5 of 519 comments (clear)

  1. Diligent Efforts by Anonymous Coward · · Score: 5, Insightful

    All this diligent effort to quash her negative review or help them avoid supposed fines - too bad none of that effort couldn't be put to satisfying the customer in the first place or correct their mistake.

  2. Hint taken. by Anonymous Coward · · Score: 5, Insightful

    Never ever buy anything from kleargear.com. They might ruin your credit for it.

    In fact... lets just pop that right into the hosts file right now. Just in case i forget.

    Just another shady fly by nite rip off site. Lets get this woman some donations so she can sue the shit out of them.

  3. Re:in sue happy america by Shakrai · · Score: 5, Insightful

    That's how the system is supposed to work. I'm assuming you went to small claims court, right? Small claims courts can't offer injunctive relief (i.e., a court order compelling her to keep the animal off your property), all they can do is offer monetary relief, and you didn't have any monetary damages.

    Frankly I think that's a pretty silly thing to sue over and it must have made you really popular in the neighborhood. There's a ton of effective ways to keep cats out of your yard, ranging from harmless (garden hose) to nasty (anti-freeze), hardly seems like something worth dragging the courts into.

    --
    I want peace on earth and goodwill toward man.
    We are the United States Government!

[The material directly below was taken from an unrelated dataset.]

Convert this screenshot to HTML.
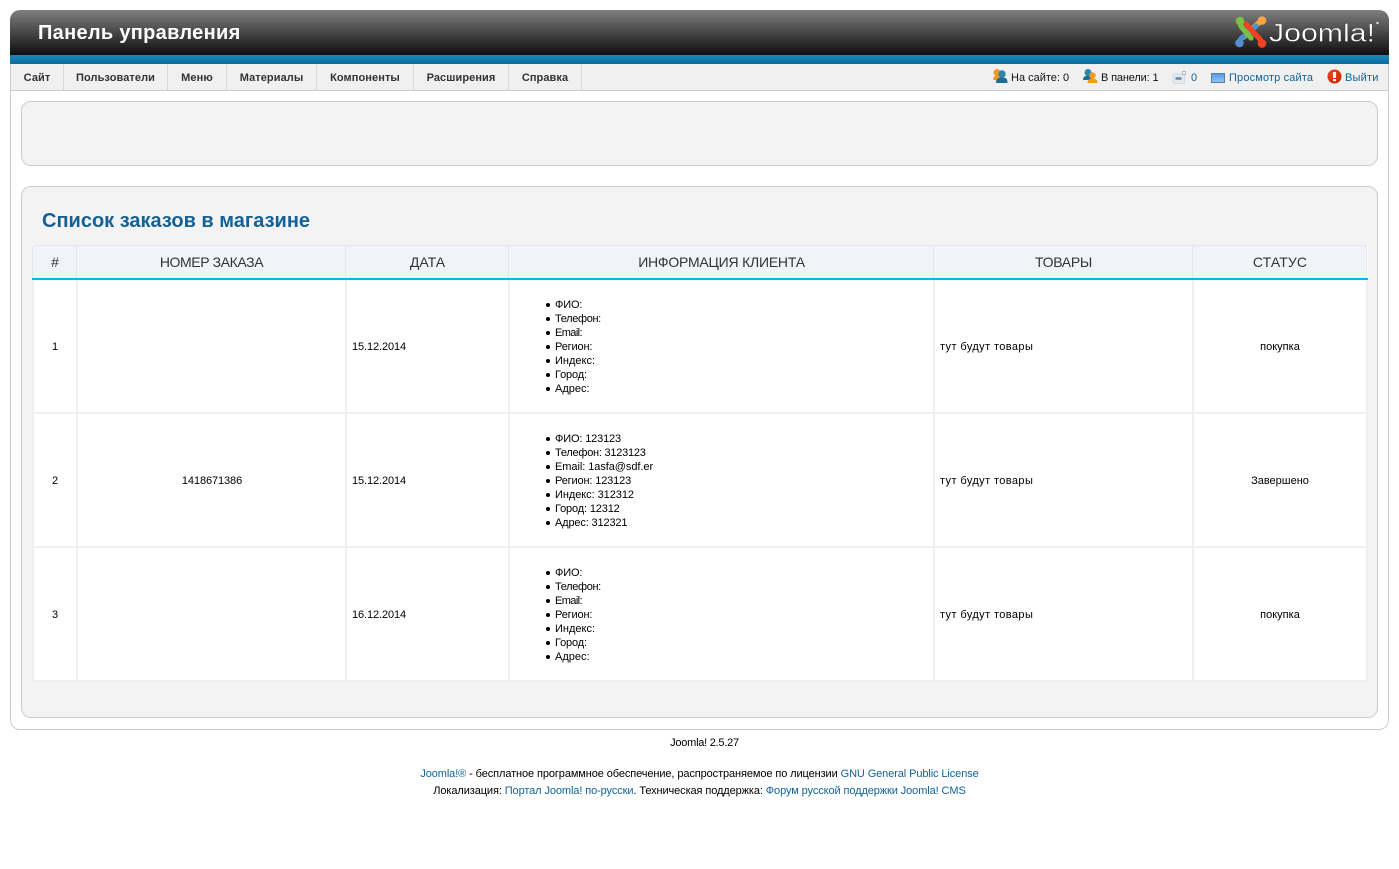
<!DOCTYPE html>
<html lang="ru"><head><meta charset="utf-8"><title>Панель управления</title>
<style>
html,body{margin:0;padding:0;background:#fff;}
body{width:1399px;height:869px;position:relative;overflow:hidden;font:11px/14px "Liberation Sans",Arial,sans-serif;color:#000;}
a{color:#146295;text-decoration:none}
.abs{position:absolute;white-space:nowrap}
#hdr{position:absolute;left:10px;top:10px;width:1379px;height:45px;border-radius:10px 10px 0 0;background:linear-gradient(#7f7f7f,#0e0e0e);}
#blue{position:absolute;left:10px;top:55px;width:1379px;height:9px;background:linear-gradient(#1c88b9,#0a6a9c);}
#title{left:38px;top:21px;font-size:20px;line-height:24px;font-weight:bold;color:#fff;letter-spacing:.3px;}
#wrap{position:absolute;left:10px;top:64px;width:1377px;height:665px;border:1px solid #ccc;border-top:0;border-radius:0 0 10px 10px;background:#fff;}
#menu{position:absolute;left:11px;top:64px;width:1377px;height:26px;background:#f0f0f0;border-bottom:1px solid #ccc;}
.m{position:absolute;top:0;height:26px;border-right:1px solid #d8d8d8;text-align:center;font-weight:bold;line-height:28px;color:#333;letter-spacing:.08px}
.panel{position:absolute;left:21px;width:1355px;background:#f3f3f3;border:1px solid #ccc;border-radius:10px;}
h2{position:absolute;left:42px;top:209px;margin:0;font-size:20px;line-height:24px;font-weight:bold;color:#146295;}
table{position:absolute;left:32px;top:245px;width:1334px;border-collapse:collapse;table-layout:fixed;background:#fff;}
th{height:32px;padding:0;background:#f0f4f9;border-top:1px solid #e4e6e9;border-left:0;border-right:0;border-bottom:2px solid #0ab5ea;font-size:14px;font-weight:normal;color:#333;position:relative}
th::before{content:"";position:absolute;left:-1px;top:0;bottom:0;width:1px;background:#e4e6e9}
th.z::after{content:"";position:absolute;right:0;top:0;bottom:0;width:1px;background:#e4e6e9}
td{height:130px;padding:2px 5px 0;border:2px solid #f0f0f0;font-size:11px;line-height:14px;}
.c{text-align:center}
.d{letter-spacing:-.1px}
.g{letter-spacing:.4px}
td ul{margin:0;padding:0 0 0 40px;list-style:none}
td li{height:14px;position:relative;white-space:nowrap}
td li::before{content:"";position:absolute;left:-9px;top:5px;width:4px;height:4px;border-radius:50%;background:#000}
.tl{letter-spacing:-.35px}.em{letter-spacing:-.6px}.sh{letter-spacing:-.15px}
.tl2{letter-spacing:-.25px}.em2{letter-spacing:-.06px}
.f{position:absolute;left:0;width:1399px;text-align:center;font-size:11px;line-height:14px;letter-spacing:-.1px}
</style></head><body>
<div id="hdr"></div><div id="blue"></div>
<div class="abs" id="title">Панель управления</div>
<svg class="abs" style="left:1234px;top:15px" width="150" height="34" viewBox="0 0 150 34">
<g fill="none" stroke-width="5.200" stroke-linecap="round" stroke-linejoin="round">
<path d="M28 5.500 C24 8 22 10 17 15 L10 22" stroke="#f9a541"/>
<path d="M5.500 28 C6 23 9 22 12 20 L22 11" stroke="#5091cd"/>
<path d="M12 9 L21 19 C24 22 27 24 28 29" stroke="#f44321"/>
<path d="M6 6 C6 11 8 13 11 16 L17 23" stroke="#7ac143"/>
</g>
<circle cx="6" cy="6" r="4.300" fill="#7ac143"/><circle cx="28" cy="5.500" r="4.300" fill="#f9a541"/><circle cx="5.500" cy="28" r="4.300" fill="#5091cd"/><circle cx="28" cy="28.500" r="4.300" fill="#f44321"/>
<text x="35" y="26.500" font-family="Liberation Sans,sans-serif" font-size="25" fill="#fff" stroke="#2a2a2a" stroke-width=".35" textLength="106" lengthAdjust="spacingAndGlyphs">Joomla!</text>
<circle cx="143.500" cy="8" r="1.200" fill="#ddd"/>
</svg>
<div id="wrap"></div>
<div id="menu">
<div class="m" style="left:0;width:52px">Сайт</div>
<div class="m" style="left:53px;width:103px">Пользователи</div>
<div class="m" style="left:157px;width:58px">Меню</div>
<div class="m" style="left:216px;width:89px">Материалы</div>
<div class="m" style="left:306px;width:96px">Компоненты</div>
<div class="m" style="left:403px;width:94px">Расширения</div>
<div class="m" style="left:498px;width:72px">Справка</div>
</div>
<svg class="abs" style="left:992px;top:68px" width="16" height="16" viewBox="0 0 16 16"><circle cx="5" cy="4.500" r="3.500" fill="#f39a1f"/><path d="M1 12c0-3 1.500-4.500 4-4.500s5 1.500 5 4.500z" fill="#f39a1f"/><circle cx="10" cy="6" r="3.700" fill="#2d86ad"/><path d="M4 15c0-4.500 2-5.500 6-5.500s5.500 1 5.500 5.500z" fill="#1c6d92"/></svg>
<div class="abs" style="left:1011px;top:71px;color:#111">На сайте: 0</div>
<svg class="abs" style="left:1082px;top:68px" width="16" height="16" viewBox="0 0 16 16"><circle cx="6" cy="4.500" r="3.500" fill="#2d86ad"/><path d="M1 12c0-3 2-4.500 5-4.500s5 1.500 5 4.500z" fill="#1c6d92"/><circle cx="10.500" cy="7.500" r="3.200" fill="#f39a1f"/><path d="M5.500 15c0-3.500 2-4.500 5-4.500s5 1 5 4.500z" fill="#f39a1f"/></svg>
<div class="abs" style="left:1101px;top:71px;color:#111;letter-spacing:-.15px">В панели: 1</div>
<svg class="abs" style="left:1172px;top:71px" width="15" height="13" viewBox="0 0 15 13"><rect x="1" y="3" width="11.500" height="9.500" rx="1.500" fill="#e6e9ec" stroke="#d5d8da"/><path d="M3.500 7.500h6" stroke="#5d8aa5" stroke-width="2.500"/><rect x="10.500" y=".5" width="3" height="3" fill="#fff" stroke="#7fa6bd" stroke-width=".7"/></svg>
<a class="abs" style="left:1191px;top:71px">0</a>
<svg class="abs" style="left:1211px;top:73px" width="14" height="10" viewBox="0 0 14 10"><defs><linearGradient id="g" x1="0" y1="0" x2="0" y2="1"><stop offset="0" stop-color="#4f9be8"/><stop offset="1" stop-color="#8fc5f5"/></linearGradient></defs><rect x=".5" y=".5" width="13" height="9" fill="url(#g)" stroke="#5f7f9c"/></svg>
<a class="abs" style="left:1229px;top:71px;letter-spacing:.15px">Просмотр сайта</a>
<svg class="abs" style="left:1327px;top:69px" width="15" height="15" viewBox="0 0 15 15"><defs><radialGradient id="r" cx=".4" cy=".3" r=".8"><stop offset="0" stop-color="#f0481c"/><stop offset="1" stop-color="#c22806"/></radialGradient></defs><circle cx="7.500" cy="7.500" r="7" fill="url(#r)"/><rect x="6" y="3" width="3" height="6" fill="#fff"/><rect x="6" y="10" width="3" height="2.200" fill="#fff"/></svg>
<a class="abs" style="left:1345px;top:71px;letter-spacing:.2px">Выйти</a>

<div class="panel" style="top:101px;height:63px"></div>
<div class="panel" style="top:186px;height:530px"></div>
<h2>Список заказов в магазине</h2>
<table>
<colgroup><col style="width:44px"><col style="width:269px"><col style="width:163px"><col style="width:425px"><col style="width:259px"><col style="width:174px"></colgroup>
<tr><th>#</th><th style="letter-spacing:-.4px">НОМЕР ЗАКАЗА</th><th>ДАТА</th><th style="letter-spacing:-.22px">ИНФОРМАЦИЯ КЛИЕНТА</th><th style="letter-spacing:-.3px">ТОВАРЫ</th><th class="z" style="letter-spacing:.1px">СТАТУС</th></tr>
<tr><td class="c">1</td><td class="c"></td><td class="d">15.12.2014</td><td><ul><li class="sh">ФИО:</li><li class="tl">Телефон:</li><li class="em">Email:</li><li class="sh">Регион:</li><li>Индекс:</li><li class="sh">Город:</li><li>Адрес:</li></ul></td><td class="g">тут будут товары</td><td class="c">покупка</td></tr>
<tr><td class="c">2</td><td class="c d" style="padding-left:6px">1418671386</td><td class="d">15.12.2014</td><td><ul><li class="sh">ФИО: 123123</li><li class="tl2">Телефон: 3123123</li><li class="em2">Email: 1asfa@sdf.er</li><li class="sh">Регион: 123123</li><li class="em2">Индекс: 312312</li><li class="sh">Город: 12312</li><li class="sh">Адрес: 312321</li></ul></td><td class="g">тут будут товары</td><td class="c">Завершено</td></tr>
<tr><td class="c">3</td><td class="c"></td><td class="d">16.12.2014</td><td><ul><li class="sh">ФИО:</li><li class="tl">Телефон:</li><li class="em">Email:</li><li class="sh">Регион:</li><li>Индекс:</li><li class="sh">Город:</li><li>Адрес:</li></ul></td><td class="g">тут будут товары</td><td class="c">покупка</td></tr>
</table>
<div class="f" style="top:736px;left:5px;letter-spacing:-.25px">Joomla! 2.5.27</div>
<div class="f" style="top:767px"><a>Joomla!®</a> - бесплатное программное обеспечение, распространяемое по лицензии <a>GNU General Public License</a></div>
<div class="f" style="top:784px"> Локализация: <a>Портал Joomla! по-русски</a>. Техническая поддержка: <a>Форум русской поддержки Joomla! CMS</a></div>
</body></html>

We don't do that sort of thing.
  4. Re:Hello Streisand Effect by TubeSteak · · Score: 5, Insightful

    Really they should discover how their State's Attorney General works.
    I'm a strong advocate for Corporate Death Sentences and banning corporate officers from owning or running another corporation for X years.

    --
    [Fuck Beta]
    o0t!
  5. Re:Well.. by SCPRedMage · · Score: 5, Insightful

    It's only "unenforceable" from a legal standpoint, but before it ever even sees a courtroom, it's already intimidated enough people to raise the company's BBB rating from an F to a B, and ruined other people's credit; the couple from TFA have been turned down for loans due to the credit hit they've taken because these guys sent that $3500 "penalty" to collections.

    Why pay court costs for a judge to enforce your schemes when you can get the credit bureaus to do it for free?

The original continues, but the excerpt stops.